REQUEST. Take the lines from the top down to and including the one with "import React from" and repeat them exactly. Omit images.

SOURCE DATA.
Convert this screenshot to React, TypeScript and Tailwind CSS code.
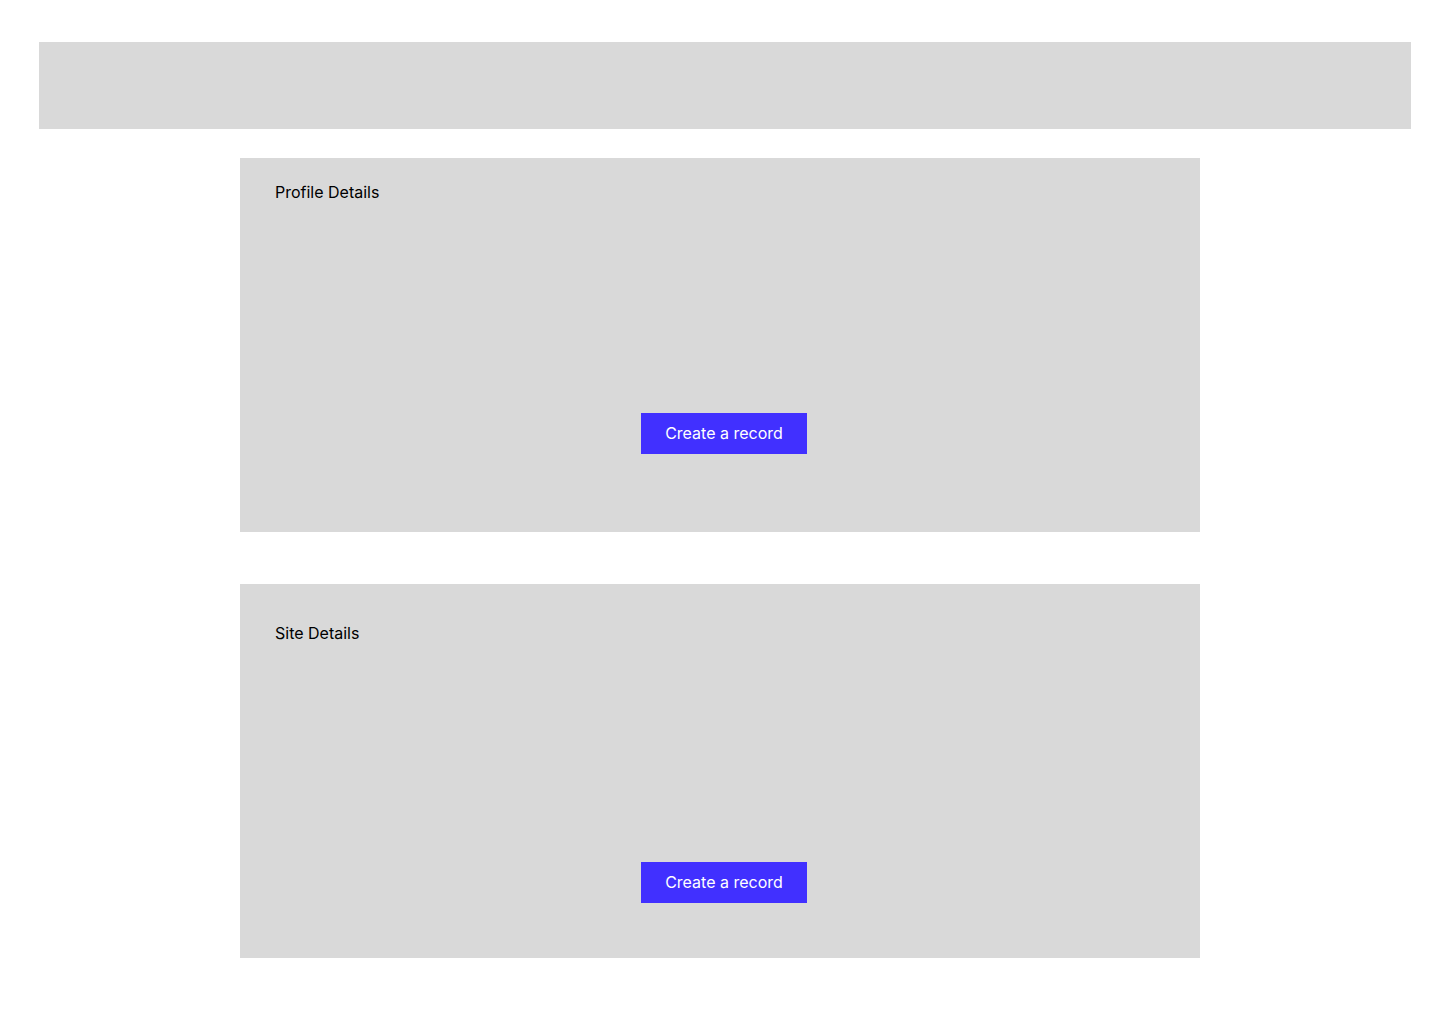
import React from "react";

function Card({ title, titleTop, buttonGap }: { title: string; titleTop: string; buttonGap: string }) {
  return (
    <div className={`mx-auto flex h-[374px] w-[960px] flex-col bg-[#d9d9d9] pl-[35px] ${titleTop}`}>
      <div className="text-[16px] leading-[24px] text-black">{title}</div>
      <button
        className={`ml-[366px] flex h-[41px] w-[166px] items-center justify-center bg-[#4130ff] pb-[2px] text-[16px] font-normal leading-[24px] text-white ${buttonGap}`}
      >
        Create a record
      </button>
    </div>
  );
}

export default function App() {
  return (
    <div className="min-h-[1024px] bg-white pt-[42px]" style={{ fontFamily: "Inter, 'Noto Sans', sans-serif" }}>
      <div className="ml-[39px] mr-[29px] h-[87px] bg-[#d9d9d9]" />
      <div className="mt-[29px]">
        <Card title="Profile Details" titleTop="pt-[22px]" buttonGap="mt-[209px]" />
      </div>
      <div className="mt-[52px]">
        <Card title="Site Details" titleTop="pt-[37px]" buttonGap="mt-[217px]" />
      </div>
    </div>
  );
}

TASK ANSWER.
Convert this screenshot to React, TypeScript and Tailwind CSS code.
import React from "react";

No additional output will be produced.